In amoung all this foulness he see's there is one and only one good thing he discovers, a woman by the name of Betsy, a worker for the presidential nomination campaign of Senator Charles Palantine. Some of the many themes used in this film are conflicted feelings about fate, loneliness, violence and more importantly, discovery.

 

The first of these themes can be seen when Travis has his own conflictions about who controls his fate, in this case it is either him or God, discovery can be linked to this when he discovers after various events that he can't be the one who controls his fate that it must be God. This is atleast what he believes, but due to more various events he now doubts his idea of destiny and fate, then in a single situation he takes control of himself and finally discovers the real truth behind his fate, that he is one that controls it, not God.

 

This idea is played throughout the movie, with Travis constantly being unsure of himself and this is shown by the very dramatic change he goes through, from being a sort of average kind of man to being an almost complete psychopath. Travis however does discover in the end the who really is in control and that plays a huge role in the story. 


TRAVIS:   "Loneliness has followed me my whole life. Everywhere. In bars, in cars, sidewalks, stores, everywhere. There's no escape. I'm God's lonely man."

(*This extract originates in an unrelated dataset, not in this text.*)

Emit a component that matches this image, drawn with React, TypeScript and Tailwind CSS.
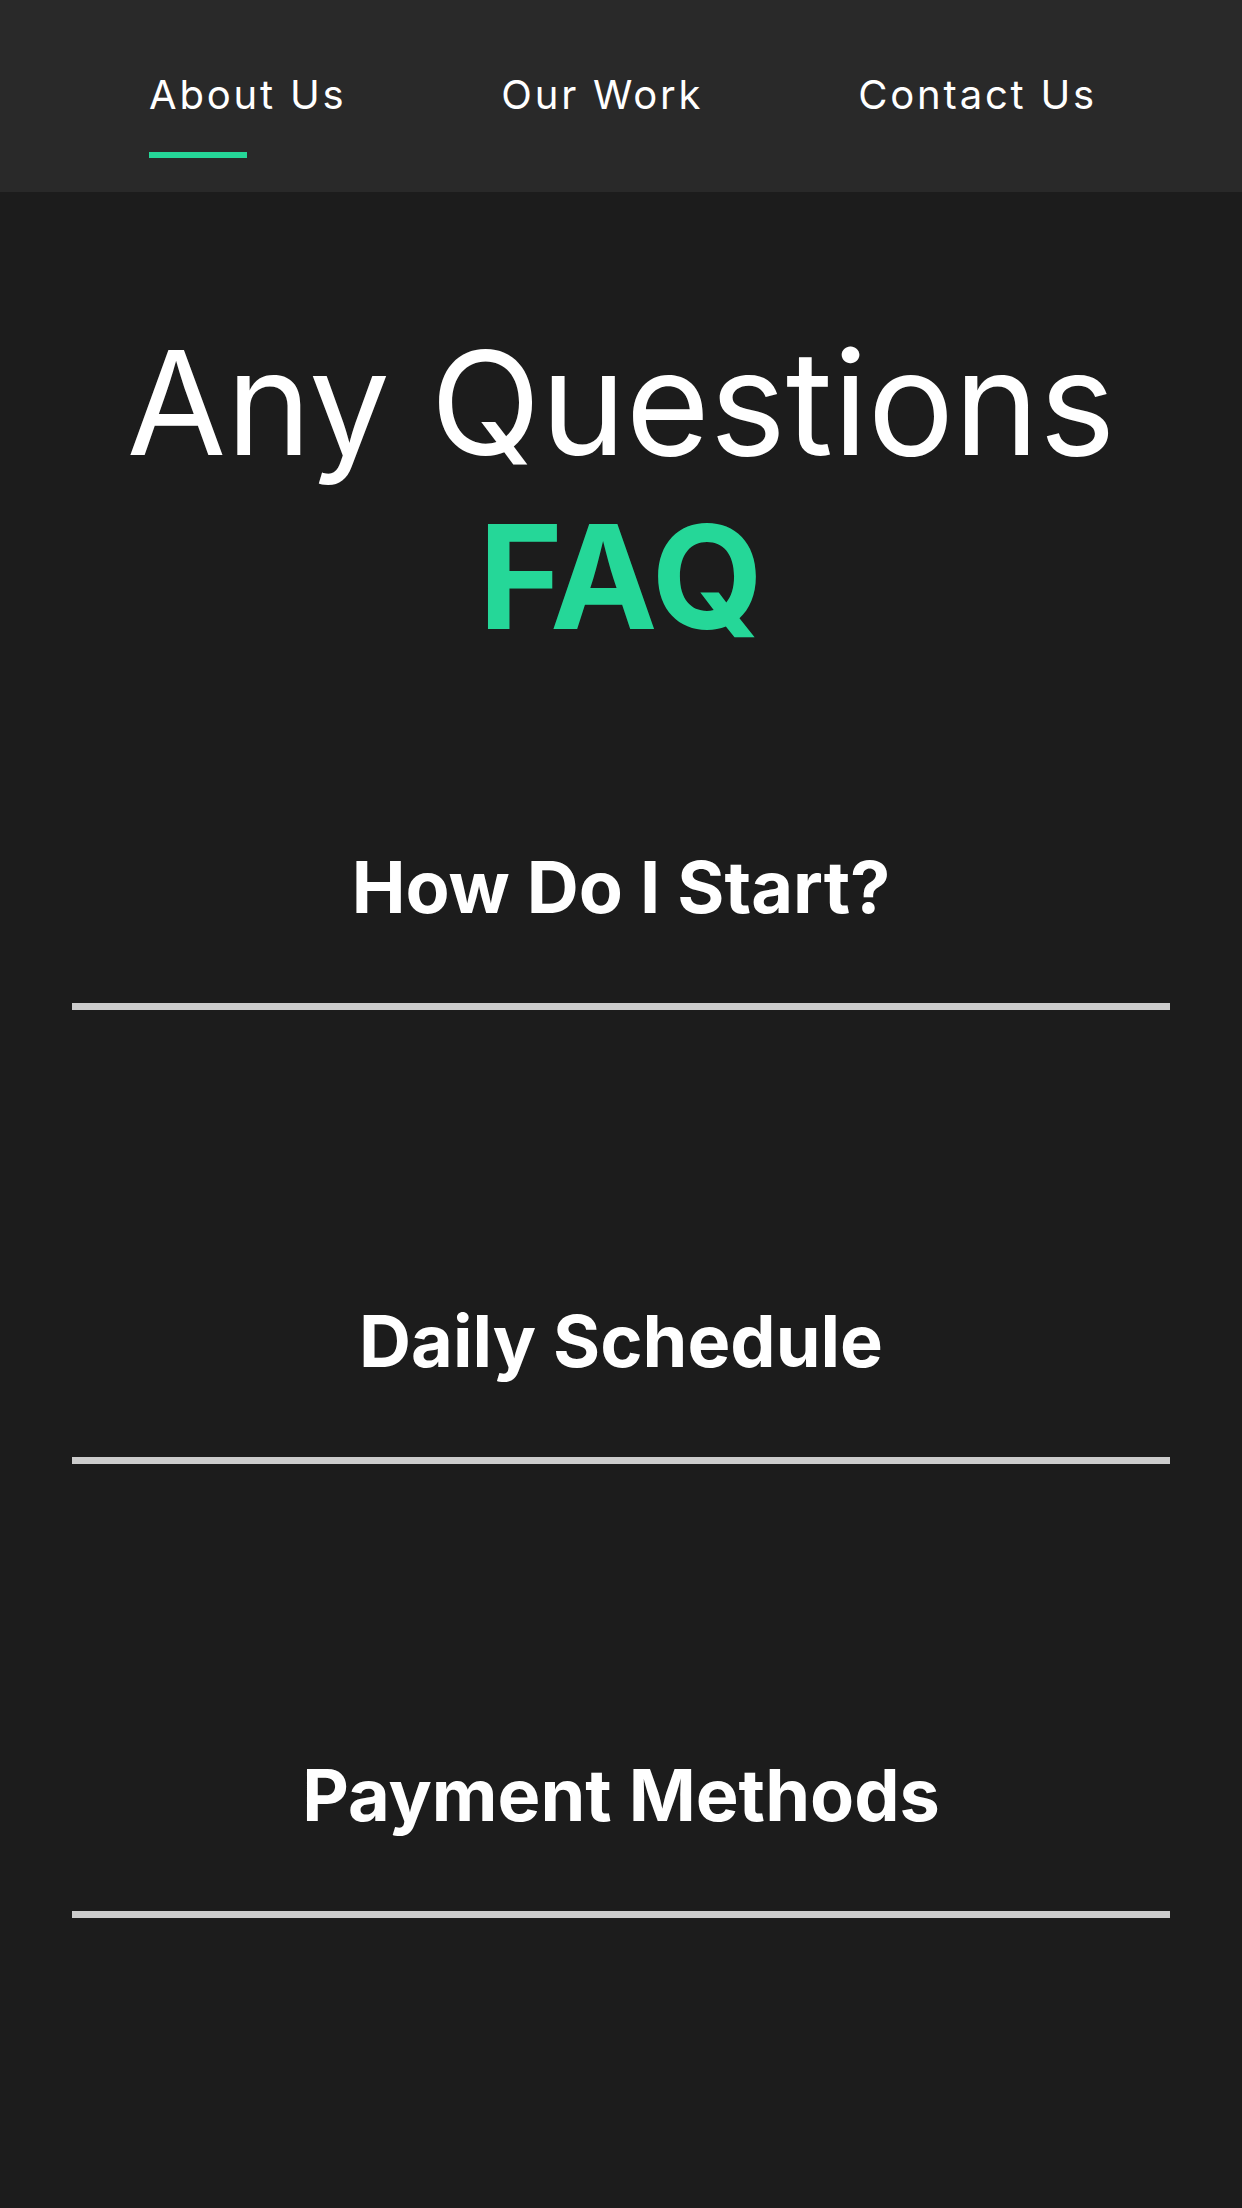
import React from "react";

const navItems = [
  { label: "About Us", active: true },
  { label: "Our Work", active: false },
  { label: "Contact Us", active: false },
];

const faqs = ["How Do I Start?", "Daily Schedule", "Payment Methods"];

export default function App() {
  return (
    <div
      className="min-h-[2208px] w-full bg-[#1c1c1c] text-white"
      style={{ fontFamily: "Inter, 'Noto Sans', sans-serif" }}
    >
      <header className="flex h-[192px] justify-center gap-[155px] bg-[#292929] pt-[71px] pl-[4px]">
        {navItems.map((item) => (
          <div key={item.label} className="flex flex-col">
            <span className="text-[40px] leading-[48px] tracking-[0.07em] text-white">
              {item.label}
            </span>
            {item.active && (
              <span className="mt-[33px] h-[6px] w-[98px] bg-[#25d798]" />
            )}
          </div>
        ))}
      </header>

      <section className="mt-[124px] flex flex-col items-center text-center">
        <h1 className="text-[144px] leading-[174px] font-normal text-white">
          Any Questions
        </h1>
        <h2 className="text-[144px] leading-[174px] font-bold text-[#25d798]">
          FAQ
        </h2>
      </section>

      <section className="mt-[180px] flex flex-col px-[72px]">
        {faqs.map((q) => (
          <div key={q} className="mb-[288px] flex flex-col">
            <h3 className="text-center text-[72px] leading-[86px] font-bold text-white">
              {q}
            </h3>
            <div className="mt-[73px] h-[7px] w-full bg-[#cccccc]" />
          </div>
        ))}
      </section>
    </div>
  );
}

TRAVIS:   "You talkin' to me? You talkin' to me? You talkin' to me? Well, who the hell else are you talkin' to? You talkin' to me? Well, I'm the only one here. Who the f**k do you think you're talkin' to?"
 

By far the most famous quotes of this entire film, this is the renowned scene where Travis is talking to himself in the mirror with a pistol hidden up his sleeve. In this scene Travis tries to become more intimidating by treatening the imaginary person infront of him by drawing his gun as quickly as he can. The theme of loneliness is extreamly prominent in this particular scene as Travis is so alone, he is forced to speak with his own reflection and in his mind, the reflection is always threatening him.

 

The discovery here is that Travis finds he wants be a sort of vigilante, that this is his calling, although he tends to seek out the bad things in life even if they aren't actually there. Another and the more important discovery however is when he goes to see Betsy after she has purposely avoided contact with him and he begins to talk to her in the same way that he does to himself in the mirror. He finds that in real life, things don't go the same way as he pictured they would in his mirror, he finds that he does not posses the same power as he does in that world and it shows when he attempts to speak with the one good thing in his life.  

 

Probably one of the most important and obvious aspects of discovery in this film is self-discovery, this is one of the key factors that changes Travis to the man he is towards the end of the film. The self-discovery of his fate and destiny, his loneliness and all his suroundings, they are what turn him into a gun wielding psycho, bent on basically cleansing the cesspool that he lives in. Travis Bickle is a prime example of how discoveries can change a persons beliefs, ideas and the person themself.